According to reviews, the fashions of fall 2014 “embraced the concept of standing out by blending in” through loose-fitting neutral suits, omitted accessories, limited color palettes, clean tailored lines, and the occasional ill-fitting garment (like an oversized tweed coat or awkwardly tapered pants). While these styles are typical to tragic office uniforms, for Style.com, they’re consumer gold. Just slap a new name on it and we have a style revolution.
At The Row, draped knits and monochromatic suits dominated. At Hermés it was wool coats in neutral colors, wide lapels, and casually oversized suits. For Jil Sander, it was boxy felt two-piece suits. Each show carried with it the air of anonymity, a tale of high-class clothing pared down to belong with the ordinary.
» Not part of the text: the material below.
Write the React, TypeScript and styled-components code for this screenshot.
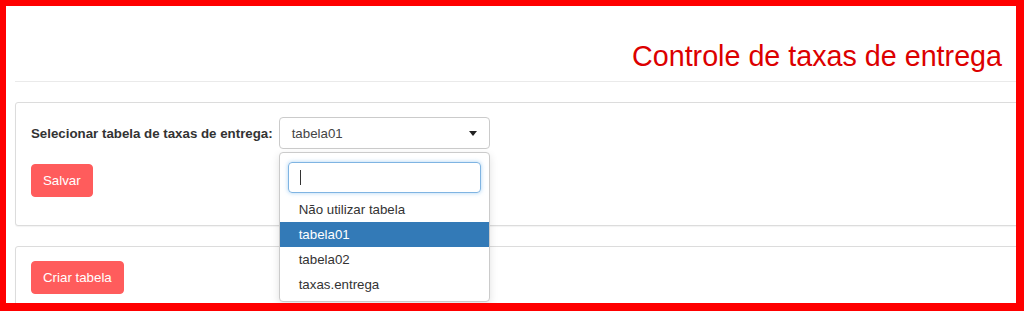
import React from 'react';
import styled, { createGlobalStyle } from 'styled-components';

const GlobalStyle = createGlobalStyle`
  html, body {
    margin: 0;
    padding: 0;
    background: #fff;
  }
  body {
    font-family: "Liberation Sans", Arial, sans-serif;
    font-size: 13.3px;
    color: #333;
  }
  * {
    box-sizing: border-box;
  }
`;

const Frame = styled.div`
  width: 1024px;
  height: 311px;
  border-style: solid;
  border-color: #ff0000;
  border-width: 6px 8px 8px 6px;
  background: #fff;
  overflow: hidden;
`;

const Page = styled.div`
  padding-left: 9px;
`;

const Header = styled.div`
  display: flex;
  justify-content: flex-end;
  padding: 34px 14px 9px 0;
  border-bottom: 1px solid #eaeaea;
`;

const Title = styled.h1`
  margin: 0;
  font-size: 28.7px;
  line-height: 32px;
  font-weight: 400;
  color: #dc0000;
`;

const Panel = styled.div<{ $pad?: string }>`
  margin: 20px -10px 0 0;
  border: 1px solid #dcdcdc;
  border-radius: 3px;
  background: #fff;
  box-shadow: 0 1px 1px rgba(0, 0, 0, 0.05);
  padding: ${({ $pad }) => $pad || '14px 15px'};
`;

const FieldRow = styled.div`
  display: flex;
  align-items: center;
  gap: 6px;
  margin-bottom: 15px;
`;

const Label = styled.label`
  font-weight: 700;
  font-size: 13.3px;
  color: #333;
`;

const SelectWrap = styled.div`
  position: relative;
  width: 211px;
`;

const SelectBox = styled.div`
  height: 32px;
  display: flex;
  align-items: center;
  justify-content: space-between;
  padding: 0 12px;
  border: 1px solid #cbcbcb;
  border-radius: 4px;
  background: #fff;
  color: #444;
`;

const Arrow = styled.span`
  width: 0;
  height: 0;
  border-top: 5px solid #222;
  border-left: 4px solid transparent;
  border-right: 4px solid transparent;
`;

const Dropdown = styled.div`
  position: absolute;
  top: 35px;
  left: 0;
  width: 211px;
  border: 1px solid #cbcbcb;
  border-radius: 4px;
  background: #fff;
  box-shadow: 0 3px 8px rgba(0, 0, 0, 0.12);
  padding-bottom: 4px;
  z-index: 10;
`;

const SearchArea = styled.div`
  padding: 9px 8px 4px;
`;

const SearchInput = styled.div`
  height: 31px;
  border: 1px solid #7fb4e2;
  border-radius: 4px;
  box-shadow: 0 0 4px rgba(102, 175, 233, 0.55);
  display: flex;
  align-items: center;
  padding-left: 11px;
`;

const Caret = styled.span`
  width: 1px;
  height: 15px;
  background: #333;
`;

const Option = styled.div<{ $active?: boolean }>`
  height: 25px;
  line-height: 25px;
  padding: 0 19px;
  background: ${({ $active }) => ($active ? '#337ab7' : 'transparent')};
  color: ${({ $active }) => ($active ? '#fff' : '#333')};
`;

const Button = styled.button`
  display: inline-block;
  height: 33px;
  padding: 0 11px;
  border: 1px solid #ff5c5c;
  border-radius: 4px;
  background: #ff5c5c;
  color: #fff;
  font-family: "Liberation Sans", Arial, sans-serif;
  font-size: 13.3px;
  line-height: 31px;
  cursor: pointer;
`;

const options = ['Não utilizar tabela', 'tabela01', 'tabela02', 'taxas.entrega'];

const App: React.FC = () => {
  const selected = 'tabela01';

  return (
    <>
      <GlobalStyle />
      <Frame>
        <Page>
          <Header>
            <Title>Controle de taxas de entrega</Title>
          </Header>

          <Panel $pad="14px 15px 28px">
            <FieldRow>
              <Label>Selecionar tabela de taxas de entrega:</Label>
              <SelectWrap>
                <SelectBox>
                  <span>{selected}</span>
                  <Arrow />
                </SelectBox>
                <Dropdown>
                  <SearchArea>
                    <SearchInput>
                      <Caret />
                    </SearchInput>
                  </SearchArea>
                  {options.map((opt) => (
                    <Option key={opt} $active={opt === selected}>
                      {opt}
                    </Option>
                  ))}
                </Dropdown>
              </SelectWrap>
            </FieldRow>
            <Button>Salvar</Button>
          </Panel>

          <Panel>
            <Button>Criar tabela</Button>
          </Panel>
        </Page>
      </Frame>
    </>
  );
};

export default App;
But this “no statement” statement – however detached it may seem from high-maintenance fashion – just doesn’t fit with the comparison to normcore that it touts. Normcore has something to do with a sociological movement, where underground alt kids became disenchanted with identifying themselves as part of a group and decided to shed their markers. The runway’s plain fashion response doesn’t equal the anti-fashion sentiments of normcore. Instead, the sartorial traditionalist’s notion of “less is more” comes to mind, and as long as these trends are a staged spectacle for the highest bidder, they remain far from normal.